The Apache Software Foundation has today announced Apache Arrow, its new project which aims to provide a cross-system data layer for columnar in-memory analytics.
While Apache projects normally go through incubation periods, Arrow has been immediately announced as a Top-Level Project, and its code – seeded from the Apache Drill project – is being released today.
Apache Arrow is intended to establish a "de-facto standard for columnar in-memory processing and interchange," although its first formal release is a few months away.
Jacques Nadeau, veep of both Arrow and Drill, modestly said: "We anticipate the majority of the world's data will be processed through Arrow within the next few years."
Talking to The Register, Nadeau said that "key guys" from other Apache Big Data projects – comprising Calcite, Cassandra, Drill, Hadoop, HBase, Impala, Kudu (incubating), Parquet, Phoenix, Spark and Storm – "as well as established and emerging Open Source projects such as Pandas and Ibis" are involved.
In addition to traditional relational data, Arrow supports complex data with dynamic schemas. For example, Arrow can handle JSON data, which is commonly used in IoT workloads, modern applications and log files. Implementations are also available (or under way) for a number of programming languages including Java, C++ and Python to allow greater interoperability.
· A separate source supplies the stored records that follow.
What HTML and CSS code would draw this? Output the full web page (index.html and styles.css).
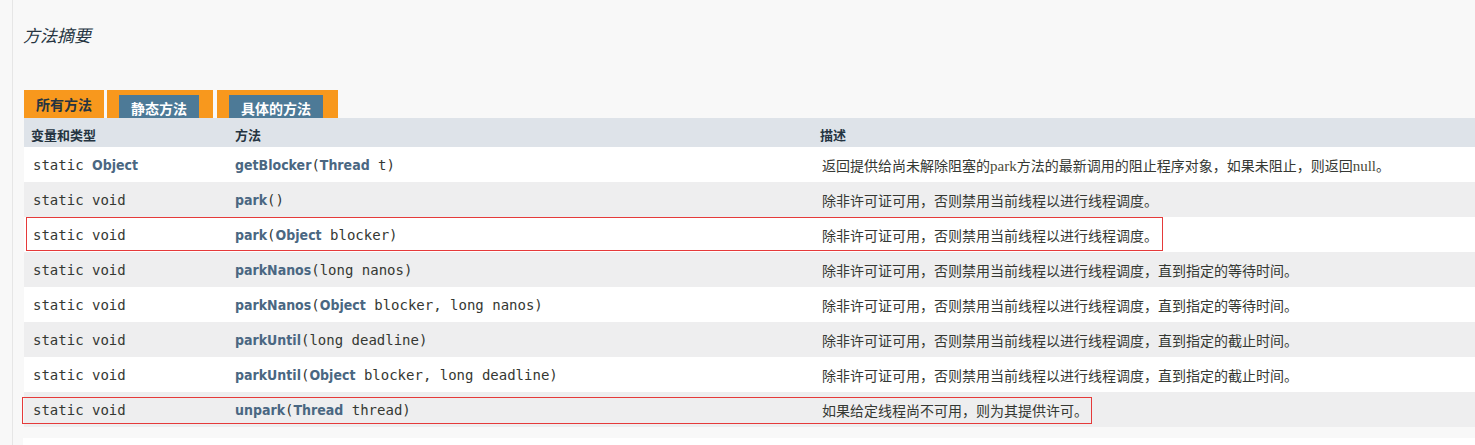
FILE: index.html
```html
<!DOCTYPE html>
<html lang="zh">
<head>
<meta charset="utf-8">
<title>方法摘要</title>
<link rel="stylesheet" href="styles.css">
</head>
<body>
<div class="page">
  <h3 class="title">方法摘要</h3>
  <div class="tabs">
    <span class="tab active">所有方法</span>
    <span class="tab"><span class="tab-inner">静态方法</span></span>
    <span class="tab"><span class="tab-inner">具体的方法</span></span>
  </div>
  <div class="summary">
    <div class="row head">
      <div class="cell">变量和类型</div>
      <div class="cell">方法</div>
      <div class="cell">描述</div>
    </div>
    <div class="row">
      <div class="cell code">static <b class="lnk">Object</b></div>
      <div class="cell code"><b class="lnk">getBlocker</b>(<b class="lnk">Thread</b> t)</div>
      <div class="cell desc">返回提供给尚未解除阻塞的<span class="serif">park</span>方法的最新调用的阻止程序对象，如果未阻止，则返回<span class="serif">null</span>。</div>
    </div>
    <div class="row alt">
      <div class="cell code">static void</div>
      <div class="cell code"><b class="lnk">park</b>()</div>
      <div class="cell desc">除非许可证可用，否则禁用当前线程以进行线程调度。</div>
    </div>
    <div class="row">
      <div class="cell code">static void</div>
      <div class="cell code"><b class="lnk">park</b>(<b class="lnk">Object</b> blocker)</div>
      <div class="cell desc">除非许可证可用，否则禁用当前线程以进行线程调度。</div>
      <span class="mark mark-a"></span>
    </div>
    <div class="row alt">
      <div class="cell code">static void</div>
      <div class="cell code"><b class="lnk">parkNanos</b>(long nanos)</div>
      <div class="cell desc">除非许可证可用，否则禁用当前线程以进行线程调度，直到指定的等待时间。</div>
    </div>
    <div class="row">
      <div class="cell code">static void</div>
      <div class="cell code"><b class="lnk">parkNanos</b>(<b class="lnk">Object</b> blocker, long nanos)</div>
      <div class="cell desc">除非许可证可用，否则禁用当前线程以进行线程调度，直到指定的等待时间。</div>
    </div>
    <div class="row alt">
      <div class="cell code">static void</div>
      <div class="cell code"><b class="lnk">parkUntil</b>(long deadline)</div>
      <div class="cell desc">除非许可证可用，否则禁用当前线程以进行线程调度，直到指定的截止时间。</div>
    </div>
    <div class="row">
      <div class="cell code">static void</div>
      <div class="cell code"><b class="lnk">parkUntil</b>(<b class="lnk">Object</b> blocker, long deadline)</div>
      <div class="cell desc">除非许可证可用，否则禁用当前线程以进行线程调度，直到指定的截止时间。</div>
    </div>
    <div class="row alt">
      <div class="cell code">static void</div>
      <div class="cell code"><b class="lnk">unpark</b>(<b class="lnk">Thread</b> thread)</div>
      <div class="cell desc">如果给定线程尚不可用，则为其提供许可。</div>
      <span class="mark mark-b"></span>
    </div>
  </div>
  <div class="next"></div>
</div>
</body>
</html>
```

FILE: styles.css
```css
html, body {
  margin: 0;
  padding: 0;
  background: #f8f8f8;
  overflow: hidden;
}
body {
  font-family: "DejaVu Sans", "Noto Sans CJK SC", sans-serif;
  color: #353833;
}
.page {
  margin-left: 12px;
  border-left: 1px solid #e6e6e6;
  padding-left: 11px;
  padding-top: 25px;
  min-height: 445px;
  box-sizing: border-box;
}
.title {
  margin: 0 0 0 -1px;
  font-family: "Noto Sans CJK SC", sans-serif;
  font-size: 17px;
  line-height: 20px;
  font-style: italic;
  font-weight: normal;
  color: #253441;
}
.tabs {
  margin-top: 45px;
  display: flex;
  align-items: flex-end;
  gap: 3px;
  height: 28px;
}
.tab {
  background: #f8981d;
  height: 28px;
  box-sizing: border-box;
  padding: 5px 14px 0 12px;
  font-family: "Noto Sans CJK SC", sans-serif;
  font-weight: bold;
  font-size: 14px;
  color: #fff;
  display: flex;
}
.tab + .tab + .tab { margin-left: 1px; padding-right: 15px; }
.tab.active {
  width: 80px;
  padding: 6px 0 0 12px;
  color: #253441;
  line-height: 16px;
}
.tab-inner {
  background: #4d7a97;
  padding: 3px 12px 0;
  line-height: 20px;
  height: 23px;
  box-sizing: border-box;
}
.summary {
  width: calc(100% + 2px);
}
.row {
  position: relative;
  display: grid;
  grid-template-columns: 204px 585px 1fr;
  height: 35px;
  align-items: center;
  background: #fff;
}
.row.alt { background: #eeeeef; }
.row.head {
  background: #dee3e9;
  height: 29px;
  font-family: "Noto Sans CJK SC", sans-serif;
  font-weight: bold;
  font-size: 13px;
  color: #253441;
  padding-top: 3px;
  box-sizing: border-box;
}
.cell {
  padding-left: 7px;
  white-space: nowrap;
}
.code {
  font-family: "DejaVu Sans Mono", monospace;
  font-size: 14px;
  color: #353833;
  padding-left: 9px;
}
.cell.code + .cell.code { padding-left: 7px; }
.lnk {
  font-family: "DejaVu Sans Condensed", "DejaVu Sans", sans-serif;
  font-stretch: condensed;
  font-weight: bold;
  color: #4a6782;
}
.desc {
  font-family: "Noto Sans CJK SC", sans-serif;
  font-size: 14px;
  color: #353833;
  padding-left: 9px;
}
.serif {
  font-family: "Liberation Serif", serif;
  font-size: 15px;
  color: #4a4a3a;
}
.mark {
  position: absolute;
  border: 1px solid #e53a3a;
  box-sizing: border-box;
  pointer-events: none;
}
.mark-a { left: 2px; top: 0; width: 1137px; height: 34px; }
.mark-b { left: -2px; top: 5px; width: 1070px; height: 27px; }
.next {
  margin-top: 11px;
  margin-left: -1px;
  height: 20px;
  background: #fff;
}
```
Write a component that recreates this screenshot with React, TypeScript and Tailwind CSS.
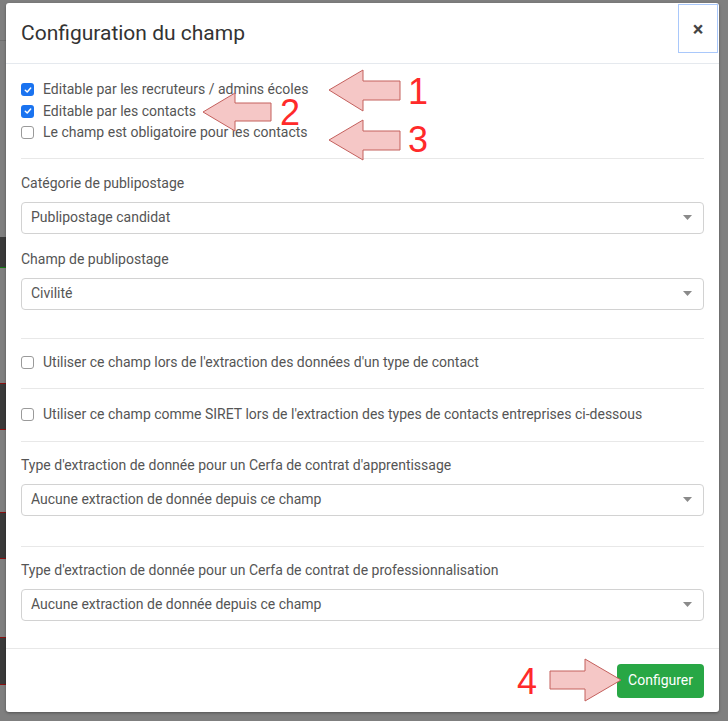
import React from 'react';

const font = { fontFamily: 'Roboto, "Liberation Sans", sans-serif' };

const Check = ({ checked }: { checked?: boolean }) =>
  checked ? (
    <span className="flex h-[13px] w-[13px] flex-shrink-0 items-center justify-center rounded-[3px] bg-[#1a73f0]">
      <svg width="8" height="8" viewBox="0 0 8 8">
        <path d="M1.3 4.2 L3.2 6 L6.7 2" fill="none" stroke="#fff" strokeWidth="1.5" strokeLinecap="round" strokeLinejoin="round" />
      </svg>
    </span>
  ) : (
    <span className="h-[13px] w-[13px] flex-shrink-0 rounded-[3px] border border-[#9a9a9a] bg-white" />
  );

const CheckRow = ({ label, checked }: { label: string; checked?: boolean }) => (
  <label className="flex h-[21.5px] items-center gap-[9px] text-[14px] text-[#555]">
    <Check checked={checked} />
    <span>{label}</span>
  </label>
);

const Select = ({ value }: { value: string }) => (
  <div className="flex h-[32px] items-center justify-between rounded-[4px] border border-[#d2d2d2] bg-white pl-[9px] pr-[11px] text-[14px] text-[#555]">
    <span>{value}</span>
    <svg width="9" height="5" viewBox="0 0 9 5">
      <path d="M0 0 H9 L4.5 5 Z" fill="#8a8a8a" />
    </svg>
  </div>
);

const Field = ({ label, value }: { label: string; value: string }) => (
  <div>
    <div className="mb-[9px] h-[20px] text-[14px] leading-[20px] text-[#555]">{label}</div>
    <Select value={value} />
  </div>
);

const Divider = () => <div className="h-px bg-[#e8e8e8]" />;

// fake page behind the overlay (only a sliver on the left shows)
const BehindPage = () => (
  <div className="h-full w-[20px]">
    <div className="h-[41px] border-b border-[#6f6f6f]" />
    <div className="h-[196px]" />
    <div className="h-[31px] border-b border-[#137a13] bg-[#3a3a3a]" />
    <div className="h-[115px]" />
    <div className="h-[47px] border-y border-[#8a1010] bg-[#3a3a3a]" />
    <div className="h-[82px]" />
    <div className="h-[47px] border-y border-[#8a1010] bg-[#3a3a3a]" />
    <div className="h-[78px]" />
    <div className="h-[48px] border-y border-[#8a1010] bg-[#3a3a3a]" />
  </div>
);

const Arrows = () => (
  <svg className="pointer-events-none absolute left-0 top-0" width="728" height="721">
    <g fill="#f5c7c6" stroke="#c4605d" strokeWidth="1">
      <polygon points="329,90 363,70 363,81 400,81 400,100 363,100 363,111" />
      <polygon points="203,112 235,93 235,103 271,103 271,121 235,121 235,131" />
      <polygon points="329,140 363,120 363,131 400,131 400,150 363,150 363,160" />
      <polygon points="621,680 585,659 585,671 550,671 550,689 585,689 585,701" />
    </g>
    <g fill="#ff2a2a" fontSize="36" style={{ fontFamily: '"Liberation Sans", Arial, sans-serif' }}>
      <text x="408" y="104">1</text>
      <text x="280" y="125">2</text>
      <text x="408" y="152">3</text>
      <text x="517" y="694">4</text>
    </g>
  </svg>
);

export default function App() {
  return (
    <div className="relative h-[721px] w-[728px] overflow-hidden bg-[#7f7f7f]" style={font}>
      <BehindPage />

      {/* modal */}
      <div className="absolute left-[6px] top-[3px] flex h-[709px] w-[713px] flex-col rounded-[3px] bg-white shadow-[0_1px_3px_rgba(0,0,0,0.35)]">
        <div className="flex h-[61px] items-start justify-between border-b border-[#e5e9ee] pl-[15px]">
          <h1 className="mt-[16px] text-[21px] leading-[28px] text-[#333]">Configuration du champ</h1>
          <button className="mr-px mt-px flex h-[49px] w-[40px] items-center justify-center border border-[#a9c8fb] text-[20px] font-bold leading-none text-[#444]">
            ×
          </button>
        </div>

        <div className="flex flex-1 flex-col px-[15px] pt-[15px]">
          <div className="flex flex-col">
            <CheckRow checked label="Editable par les recruteurs / admins écoles" />
            <CheckRow checked label="Editable par les contacts" />
            <CheckRow label="Le champ est obligatoire pour les contacts" />
          </div>
          <div className="my-[14px]">
            <Divider />
          </div>
          <Field label="Catégorie de publipostage" value="Publipostage candidat" />
          <div className="mt-[15px]">
            <Field label="Champ de publipostage" value="Civilité" />
          </div>
          <div className="mb-[13px] mt-[28px]">
            <Divider />
          </div>
          <CheckRow label="Utiliser ce champ lors de l'extraction des données d'un type de contact" />
          <div className="my-[15px]">
            <Divider />
          </div>
          <CheckRow label="Utiliser ce champ comme SIRET lors de l'extraction des types de contacts entreprises ci-dessous" />
          <div className="mb-[13px] mt-[15px]">
            <Divider />
          </div>
          <Field label="Type d'extraction de donnée pour un Cerfa de contrat d'apprentissage" value="Aucune extraction de donnée depuis ce champ" />
          <div className="mb-[13px] mt-[30px]">
            <Divider />
          </div>
          <Field label="Type d'extraction de donnée pour un Cerfa de contrat de professionnalisation" value="Aucune extraction de donnée depuis ce champ" />
        </div>

        <div className="flex h-[64px] items-center justify-end border-t border-[#e8e8e8] px-[15px]">
          <button className="h-[34px] rounded-[4px] bg-[#28a745] px-[11px] text-[14px] text-white">Configurer</button>
        </div>
      </div>

      <Arrows />
    </div>
  );
}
Todd Lipcon, founder of the Apache Kudu project and member of Arrow's Project Management Committee, said: "Modern CPUs are designed to exploit data-level parallelism via vectorized operations and SIMD instructions. Arrow facilitates such processing."
Apache claimed that, for many workloads, 70-80 per cent of CPU cycles were spent serializing and deserializing data. Arrow is intended to solve this problem by "enabling data to be shared between systems and processes with no serialization, deserialization or memory copies."
Allowing multiple systems to work better without the overhead of moving data between them is what Apache will do, Nadeau told us.
"You have to move data around between different nodes, and potentially move it between Java and Python, for instance," Nadeau added, "so any time doing this between two different programming environments, or engines, all of those transfers benefit from the lack of serialization/deserialization."
"An industry-standard columnar in-memory data layer enables users to combine multiple systems, applications and programming languages in a single workload without the usual overhead," said Ted Dunning, Vice President of the Apache Incubator and member of the Arrow PMC. ®